All songs on the 36-minute CD: 1. 3-Five-N, 2. Little Bessie, 3. Rueben, 4. Bayou Bottle Blues, 5, Miners' Night Out, 6, El Cumbachero, 7. Rocket Man, 8. Prairie Song , 9. The Ballad of Osceola, 10. Gold Rush, 11. Orange Blossom Special

On stage since age 6, Taylor and his twin brother (Allen) performed as the "Taylor Twins" with the likes of Bill Monroe, Carl Story, Roy Acuff and others. When Todd's five-string starts smoking, look beyond just the breakneck licks. He manages to find some stylistic footing by establishing a groove and expanding into non-bluegrass genres (Latin, new acoustic, and rock). While every banjo-player worth his salt cuts his teeth on fare like Reuben, Todd's spunk makes it his own. That's why Taylor's best material is built around his two originals or his renderings of "El Cumbanchero" or "Rocket Man." 

The band on "3-FIVE-N" comes off with even more instrumental proficiency and a better rehearsed sound than on his "Taylor Made" album. Primary accompanists include Bo Frazier (fiddle), Lamont Goff (mandolin), Robert Feathers (guitar), and Mike Moody (bass).

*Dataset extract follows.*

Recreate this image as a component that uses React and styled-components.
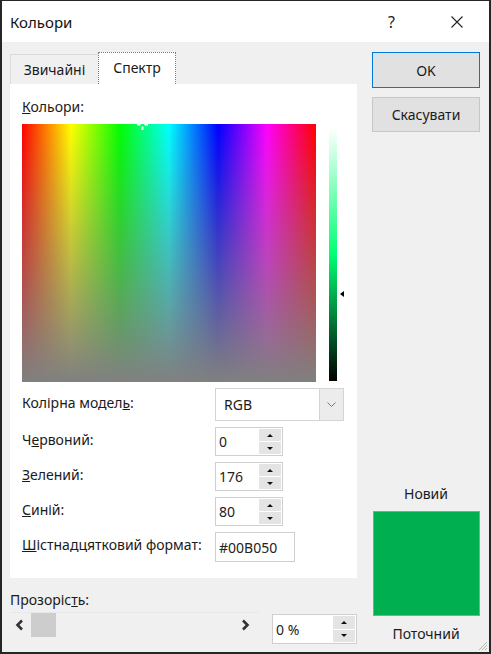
import React from "react";
import styled, { createGlobalStyle } from "styled-components";

const GlobalStyle = createGlobalStyle`
  html, body {
    margin: 0;
    padding: 0;
    background: #ffffff;
  }
  * {
    box-sizing: border-box;
  }
`;

const Frame = styled.div`
  position: relative;
  width: 491px;
  height: 654px;
  border: 2px solid #262626;
  border-top-width: 1px;
  display: flex;
  flex-direction: column;
  font-family: "Noto Sans", "Open Sans", sans-serif;
  font-size: 14px;
  color: #1b1b1b;
  background: #f0f0f0;
  overflow: hidden;
`;

const TitleBar = styled.div`
  height: 41px;
  flex-shrink: 0;
  background: #ffffff;
  display: flex;
  align-items: center;
  padding-left: 8px;
`;

const Title = styled.div`
  font-size: 15px;
  color: #111;
  flex: 1;
`;

const TitleButton = styled.div`
  width: 65px;
  height: 41px;
  display: flex;
  align-items: center;
  justify-content: center;
  font-size: 16px;
  color: #222;
`;

const Body = styled.div`
  flex: 1;
  display: grid;
  grid-template-columns: 347px 108px;
  column-gap: 15px;
  padding: 10px 0 0 8px;
`;

const LeftColumn = styled.div`
  display: flex;
  flex-direction: column;
`;

const TabStrip = styled.div`
  height: 32px;
  display: flex;
  align-items: flex-end;
`;

const Tab = styled.div`
  height: ${(p) => (p.$active ? "32px" : "30px")};
  width: ${(p) => p.$width}px;
  display: flex;
  align-items: center;
  justify-content: center;
  padding-bottom: ${(p) => (p.$active ? "2px" : "0")};
  background: ${(p) => (p.$active ? "#ffffff" : "#f0f0f0")};
  border: 1px ${(p) => (p.$active ? "dotted #7a7a7a" : "solid #dadada")};
  border-bottom: none;
  border-right: ${(p) => (p.$active ? "1px dotted #7a7a7a" : "none")};
  color: #1b1b1b;
`;

const TabPanel = styled.div`
  height: 494px;
  background: #ffffff;
  padding: 14px 12px 16px 12px;
  display: flex;
  flex-direction: column;
`;

const Label = styled.div`
  line-height: 18px;
  height: 18px;
  white-space: nowrap;
`;

const SpectrumRow = styled.div`
  margin-top: 8px;
  display: flex;
  align-items: flex-start;
`;

const Spectrum = styled.div`
  position: relative;
  width: 294px;
  height: 258px;
  background: linear-gradient(to bottom, rgba(128, 128, 128, 0), #808080),
    linear-gradient(
      to right,
      #ff0000 0%,
      #ffff00 16.67%,
      #00ff00 33.33%,
      #00ffff 50%,
      #0000ff 66.67%,
      #ff00ff 83.33%,
      #ff0000 100%
    );
`;

const Crosshair = styled.svg`
  position: absolute;
  top: -5px;
  width: 11px;
  height: 11px;
  margin-left: -5px;
`;

const LumWrap = styled.div`
  position: relative;
  margin-left: 13px;
  margin-top: 4px;
  width: 16px;
  height: 253px;
`;

const LumBar = styled.div`
  width: 8px;
  height: 253px;
  background: linear-gradient(
    to bottom,
    #ffffff 0%,
    hsl(147, 100%, 50%) 50%,
    #000000 100%
  );
`;

const LumArrow = styled.div`
  position: absolute;
  left: 11px;
  width: 0;
  height: 0;
  margin-top: -3px;
  border-top: 3px solid transparent;
  border-bottom: 3px solid transparent;
  border-right: 4px solid #000;
`;

const Controls = styled.div`
  margin-top: 6px;
  display: grid;
  grid-template-columns: 193px auto;
  row-gap: 6px;
  align-items: center;
`;

const FieldLabel = styled(Label)`
  margin-top: -4px;
`;

const Select = styled.div`
  width: 129px;
  height: 33px;
  border: 1px solid #d4d4d4;
  display: flex;
  background: #fff;
`;

const SelectValue = styled.div`
  flex: 1;
  display: flex;
  align-items: center;
  padding-left: 8px;
`;

const SelectArrow = styled.div`
  width: 24px;
  border-left: 1px solid #d4d4d4;
  background: #ececec;
  display: flex;
  align-items: center;
  justify-content: center;
`;

const Spin = styled.div`
  width: ${(p) => p.$width}px;
  height: ${(p) => p.$height}px;
  border: 1px solid #cfcfcf;
  display: flex;
  background: #fff;
`;

const SpinValue = styled.div`
  flex: 1;
  display: flex;
  align-items: center;
  padding-left: 3px;
  color: #222;
`;

const SpinButtons = styled.div`
  width: 23px;
  display: flex;
  flex-direction: column;
  gap: 1px;
  padding: 1px 1px 1px 0;
  background: #ffffff;
`;

const SpinButton = styled.div`
  flex: 1;
  background: #e4e4e4;
  display: flex;
  align-items: center;
  justify-content: center;
`;

const Tri = styled.div`
  width: 0;
  height: 0;
  border-left: 3px solid transparent;
  border-right: 3px solid transparent;
  ${(p) =>
    p.$up ? "border-bottom: 3px solid #111;" : "border-top: 3px solid #111;"}
`;

const TextBox = styled.div`
  width: 80px;
  height: 30px;
  border: 1px solid #cfcfcf;
  background: #fff;
  display: flex;
  align-items: center;
  padding-left: 3px;
  color: #222;
`;

const TransparencyLabel = styled(Label)`
  margin-top: 13px;
`;

const SliderRow = styled.div`
  margin-top: 3px;
  display: flex;
  align-items: flex-start;
  gap: 13px;
`;

const Track = styled.div`
  width: 250px;
  height: 25px;
  border-top: 1px solid #e8e8e8;
  display: flex;
  align-items: center;
  padding: 0 9px 0 5px;
`;

const Thumb = styled.div`
  width: 25px;
  height: 24px;
  margin-left: 7px;
  background: #cdcdcd;
`;

const Spacer = styled.div`
  flex: 1;
`;

const SpinHolder = styled.div`
  margin-top: 2px;
`;

const Chevron = styled.svg`
  width: 9px;
  height: 12px;
  flex-shrink: 0;
`;

const RightColumn = styled.div`
  display: flex;
  flex-direction: column;
  align-items: stretch;
`;

const Button = styled.div`
  height: ${(p) => p.$height}px;
  margin-top: ${(p) => p.$top || 0}px;
  background: #e1e1e1;
  border: 1px solid ${(p) => (p.$default ? "#0078d7" : "#c6c6c6")};
  display: flex;
  align-items: center;
  justify-content: center;
  color: #1b1b1b;
`;

const Preview = styled.div`
  margin-top: auto;
  padding-bottom: 9px;
  display: flex;
  flex-direction: column;
  align-items: center;
`;

const Swatch = styled.div`
  width: 107px;
  height: 105px;
  margin: 8px 0 9px 1px;
  background: #00b050;
  border: 1px solid #9a9a9a;
`;

const Grip = styled.svg`
  position: absolute;
  right: 1px;
  bottom: 1px;
  width: 12px;
  height: 12px;
`;

const SpinBox = ({ value, width = 68, height = 29 }) => (
  <Spin $width={width} $height={height}>
    <SpinValue>{value}</SpinValue>
    <SpinButtons>
      <SpinButton>
        <Tri $up />
      </SpinButton>
      <SpinButton>
        <Tri />
      </SpinButton>
    </SpinButtons>
  </Spin>
);

const HUE = 147.3;
const LIGHTNESS = 0.345;

export default function App() {
  return (
    <>
      <GlobalStyle />
      <Frame>
        <TitleBar>
          <Title>Кольори</Title>
          <TitleButton>?</TitleButton>
          <TitleButton>
            <svg width="12" height="12" viewBox="0 0 12 12">
              <path d="M0.5 0.5 L11.5 11.5 M11.5 0.5 L0.5 11.5" stroke="#222" strokeWidth="1.1" />
            </svg>
          </TitleButton>
        </TitleBar>
        <Body>
          <LeftColumn>
            <TabStrip>
              <Tab $width={88}>Звичайні</Tab>
              <Tab $width={78} $active>
                Спектр
              </Tab>
            </TabStrip>
            <TabPanel>
              <Label>
                <u>К</u>ольори:
              </Label>
              <SpectrumRow>
                <Spectrum>
                  <Crosshair style={{ left: `${(HUE / 360) * 100}%` }} viewBox="0 0 11 11">
                    <path d="M5.5 0 V3.5 M5.5 7.5 V11 M0 5.5 H3.5 M7.5 5.5 H11" stroke="#fff" strokeWidth="2" />
                  </Crosshair>
                </Spectrum>
                <LumWrap>
                  <LumBar />
                  <LumArrow style={{ top: `${(1 - LIGHTNESS) * 100}%` }} />
                </LumWrap>
              </SpectrumRow>
              <Controls>
                <FieldLabel>
                  Колірна модел<u>ь</u>:
                </FieldLabel>
                <Select>
                  <SelectValue>RGB</SelectValue>
                  <SelectArrow>
                    <svg width="9" height="5" viewBox="0 0 9 5">
                      <path d="M0.5 0.5 L4.5 4.5 L8.5 0.5" fill="none" stroke="#777" strokeWidth="1" />
                    </svg>
                  </SelectArrow>
                </Select>
                <FieldLabel>
                  Ч<u>е</u>рвоний:
                </FieldLabel>
                <SpinBox value="0" />
                <FieldLabel>
                  <u>З</u>елений:
                </FieldLabel>
                <SpinBox value="176" />
                <FieldLabel>
                  <u>С</u>иній:
                </FieldLabel>
                <SpinBox value="80" />
                <FieldLabel>
                  <u>Ш</u>істнадцятковий формат:
                </FieldLabel>
                <TextBox>#00B050</TextBox>
              </Controls>
            </TabPanel>
            <TransparencyLabel>
              Прозоріс<u>т</u>ь:
            </TransparencyLabel>
            <SliderRow>
              <Track>
                <Chevron viewBox="0 0 9 12">
                  <path d="M7 1.5 L2.5 6 L7 10.5" fill="none" stroke="#333" strokeWidth="2.6" />
                </Chevron>
                <Thumb />
                <Spacer />
                <Chevron viewBox="0 0 9 12">
                  <path d="M2 1.5 L6.5 6 L2 10.5" fill="none" stroke="#333" strokeWidth="2.6" />
                </Chevron>
              </Track>
              <SpinHolder>
                <SpinBox value="0 %" width={85} height={30} />
              </SpinHolder>
            </SliderRow>
          </LeftColumn>
          <RightColumn>
            <Button $height={36} $default>
              OK
            </Button>
            <Button $height={35} $top={9}>
              Скасувати
            </Button>
            <Preview>
              <Label>Новий</Label>
              <Swatch />
              <Label>Поточний</Label>
            </Preview>
          </RightColumn>
        </Body>
        <Grip viewBox="0 0 12 12">
          <path d="M11 3 L3 11 M11 6 L6 11 M11 9 L9 11" stroke="#b5b5b5" strokeWidth="1" />
        </Grip>
      </Frame>
    </>
  );
}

Nathan Thorpe, Steve Thorpe, and Chuck Embry III appear to a minimal degree. Todd shows us that he's a very daring young man with a lot of skill, confidence, and vitality. On first listen, what may sound to an undiscerning ear as rather frantic and frenzied picking is really occurring in a very controlled bluegrass environment. Dare I say it but on his next album I'd like to hear him slow down and offer a small percentage of very evocative mood pieces - a whole ‘nuther and calmer side of the banjer! "3-FIVE-N" can be purchased at (Joe Ross)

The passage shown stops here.